UXCC Instructor Spotlight: Meet Rob Mills

UXCC course instructors share their unique backgrounds, insights, and advice for fellow UX content people. This time, we chat with Rob Mills.

In this series, we ask our UXCC course instructors and graders to share their unique backgrounds, insights, and advice for fellow UX content people. This time, we chat with Rob Mills, Founder of Fourth Wall Content. 


How did you get started in UX writing and content design?

My path was a meandering and common one like many others I know, yet somewhat serendipitously all my previous jobs are somehow relevant to the work I do today in content. I just didn’t know it was all leading to content strategy and content design at the time.

I’m a journalism graduate and worked in a data analysis role for local government as well as a stint as an Audience Research Executive for the BBC. Whilst I’m more comfortable with words, these numbers-based jobs have provided lots of experience and knowledge that I apply in my current work.

I have also been a Studio Manager and Head of Content for multiple design agencies which gave me a good insight into all things UX as I worked closely with designers and developers. This is also where I started to facilitate voice and tone workshops and work closely with clients on their content strategies.

More recently, I was Head of Content for GatherContent. This included planning, creating, managing, and governing a high volume of content and resources for the content strategy and UX community. A large portion of this work was content marketing too, and building a system as part of the content operations.
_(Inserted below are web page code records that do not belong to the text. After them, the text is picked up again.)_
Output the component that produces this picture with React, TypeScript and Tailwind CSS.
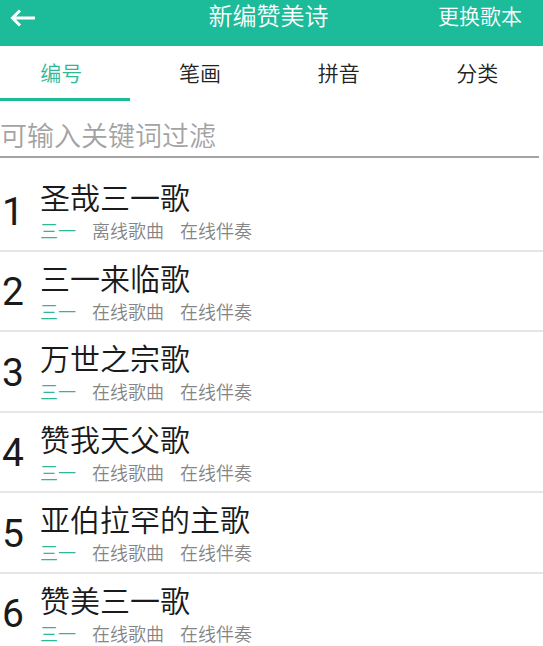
import React from "react";

const songs = [
  { n: 1, title: "圣哉三一歌", a: "离线歌曲", b: "在线伴奏" },
  { n: 2, title: "三一来临歌", a: "在线歌曲", b: "在线伴奏" },
  { n: 3, title: "万世之宗歌", a: "在线歌曲", b: "在线伴奏" },
  { n: 4, title: "赞我天父歌", a: "在线歌曲", b: "在线伴奏" },
  { n: 5, title: "亚伯拉罕的主歌", a: "在线歌曲", b: "在线伴奏" },
  { n: 6, title: "赞美三一歌", a: "在线歌曲", b: "在线伴奏" },
];

const tabs = ["编号", "笔画", "拼音", "分类"];

export default function App() {
  return (
    <div
      className="w-[543px] h-[646px] overflow-hidden bg-white"
      style={{ fontFamily: "Roboto, 'Noto Sans CJK SC', sans-serif" }}
    >
      {/* Header */}
      <div className="h-[46px] bg-[#1cbb9a] text-white">
        <div className="grid grid-cols-[1fr_auto_1fr] h-[35px] items-center">
          <div className="pl-[10px] flex items-center">
            <svg width="26" height="18" viewBox="0 0 26 18">
              <path
                d="M25 9 H3 M10 1.5 L2.5 9 L10 16.5"
                fill="none"
                stroke="white"
                strokeWidth="3"
                strokeLinecap="butt"
                strokeLinejoin="miter"
              />
            </svg>
          </div>
          <div className="text-center text-[24px] font-[350] leading-[35px] pr-[6px]">新编赞美诗</div>
          <div className="justify-self-end pr-[21px] text-[21px] font-[350] leading-[35px]">更换歌本</div>
        </div>
      </div>

      {/* Tabs */}
      <div className="flex h-[52px] pt-[5px] ml-[-8px]">
        {tabs.map((t, i) => (
          <div
            key={t}
            className={
              "w-[138.67px] shrink-0 flex items-center justify-center text-[21px] font-[350] " +
              (i === 0 ? "text-[#2fb898]" : "text-[#222222]")
            }
          >
            {t}
          </div>
        ))}
      </div>
      <div className="h-[3px] w-[130px] bg-[#1cbb9a]" />

      {/* Search */}
      <div className="pt-[18px] pb-[1px] border-b-2 border-[#a3a3a3] mr-[4px]">
        <div className="text-[27px] font-[350] leading-[36px] text-[#a3a3a3]">可输入关键词过滤</div>
      </div>

      {/* List */}
      <div className="mt-[13px]">
        {songs.map((s) => (
          <div key={s.n} className="flex h-[80.5px] border-b-2 border-[#e6e6e6]">
            <div className="w-[40px] shrink-0 flex items-center pl-[2px] pt-[3px] text-[39px] font-normal text-[#1a1a1a]">
              {s.n}
            </div>
            <div className="flex flex-col pt-[11px]">
              <div className="text-[30px] font-[350] leading-[34px] text-[#1a1a1a]">{s.title}</div>
              <div className="mt-[4px] flex gap-4 text-[18px] font-[350] leading-[24px] text-[#858585]">
                <span className="text-[#2fb898]">三一</span>
                <span>{s.a}</span>
                <span>{s.b}</span>
              </div>
            </div>
          </div>
        ))}
      </div>
    </div>
  );
}
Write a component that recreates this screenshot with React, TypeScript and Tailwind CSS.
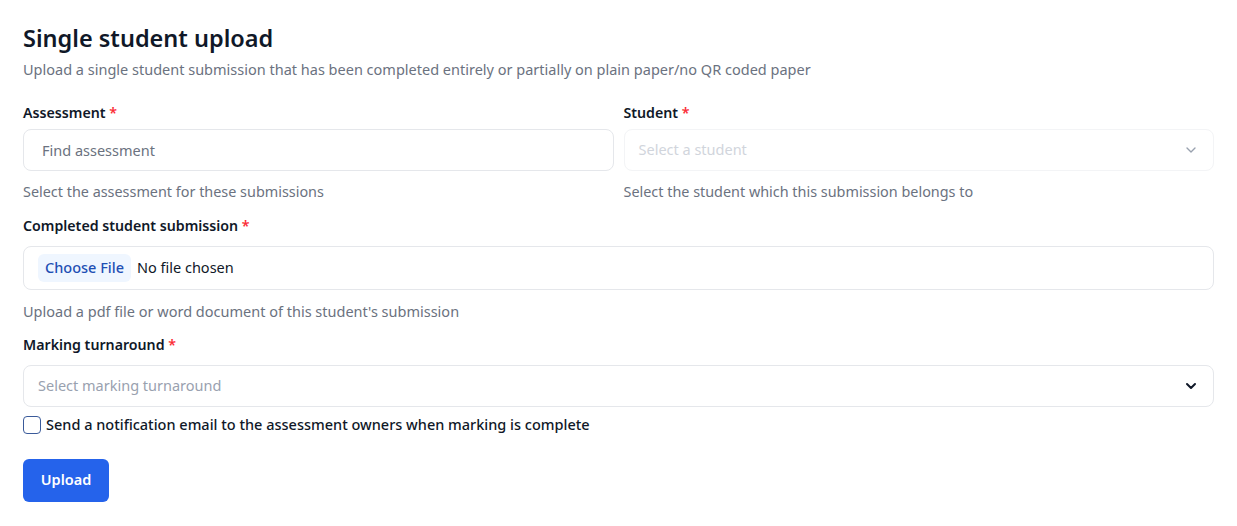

Then in 2021, I took the leap into self-employment as a content strategist and content designer under my own company, Fourth Wall Content Ltd.


Can you talk a little bit about your current role and what your focus includes?

As a consultant, I am working with a variety of clients on a pretty broad range of projects. Some of my work in the last twelve months has included rewriting lots of complex content so it was in clear language for a digital inclusion charity, content creation and management for an end-of-life charity, and working as a content designer on a project for a UK public sector organization.

I’ve also worked on Alphas and Betas for some government and third sector organizations.

The variety continues away from larger projects focused on transformation work. I have been producing The Content Strategy Podcast which is presented by Kristina Halvorson (dream job!) and, of course, I am an instructor for UX Content Collective. I have also been doing some magazine and book editing work too, which has been a real joy.

I’m enjoying sharing my experiences with the community through conference speaking, article writing, and being a guest on podcasts.


What’s your favorite thing about working in this field?

The variety of the work keeps it challenging, interesting, and rewarding. The context switching and multiple project needs can be challenging on occasion, but I have tools and processes to keep that under control.

I really love that one day I may be working with a user researcher preparing for testing content, then I could be facilitating a workshop on internal communications, getting lost in writing content, producing a podcast, editing books … they are all different tasks requiring different skills but the golden thread through it all is content and communication.


What insights, themes, or learnings have you uncovered while working with students at UXCC?

I have been so impressed with student enthusiasm to further their own careers and their ambitions of doing meaningful work. They have all been so willing to receive feedback. I grade the Marketing Writing for UX Writers course and it’s really interesting to see how students write for different channels and for different stages of the customer journey. Some of the questions ask students to share examples of positive brand experiences they’ve encountered and it’s always so interesting to see what makes a good experience (or a bad one) for them in terms of content and UX.


What skills do you find most valuable in this work?

Giving feedback. It’s really important to me that the feedback I give to students is honest, useful, and constructive. Giving and receiving feedback is a really important skill in all of the work I do, but I feel an added responsibility to get it right with the UXCC grading because I want to encourage and help students.

Giving feedback is also an opportunity for me to put into practice some of the material in the Marketing Writing course. An example is tone—the tone of my feedback will really influence how it is received by the students.


OK, time for a quick lightning round…

  • Favorite book: I feel like I’ll betray all the books I love that I don’t pick for this one. The Broken Earth trilogy by N.K. Jemisin (so technically three books, I know) are just astounding in their originality, world-building, and immersiveness. Plus, The Twits by Roald Dahl.
  • Favorite app: Instagram. I post about the books I’ve read and then get lost watching Reels from people I don’t even know.
  • Favorite movie: So many! But when I first saw Jurassic Park in the cinema it blew my mind, so I’ll always have a soft spot for that. Oh, and I studied Psycho as part of my Journalism, Film, and Broadcasting degree and that is a wonderful film to analyze and deconstruct.
  • Favorite word: Serendipity. It’s not one I use a lot but it’s always a joy when there’s the chance.
  • Favorite hobby: Writing fiction or going to the theatre.


Any last parting wisdom or advice?

Any career and type of work will have its challenges. It will be rewarding and frustrating. Don’t wait for the tough times before you prioritize your own well-being—make it a priority at all stages and phases of your career. Put boundaries in place, trust your instinct, and don’t compromise on your own personal values and principles. Sometimes, that may mean making decisions that can feel risky or uncertain, and they may well be, but I truly believe that with intentions that are nurtured by integrity, wellbeing, and self-care the outcome will always be positive.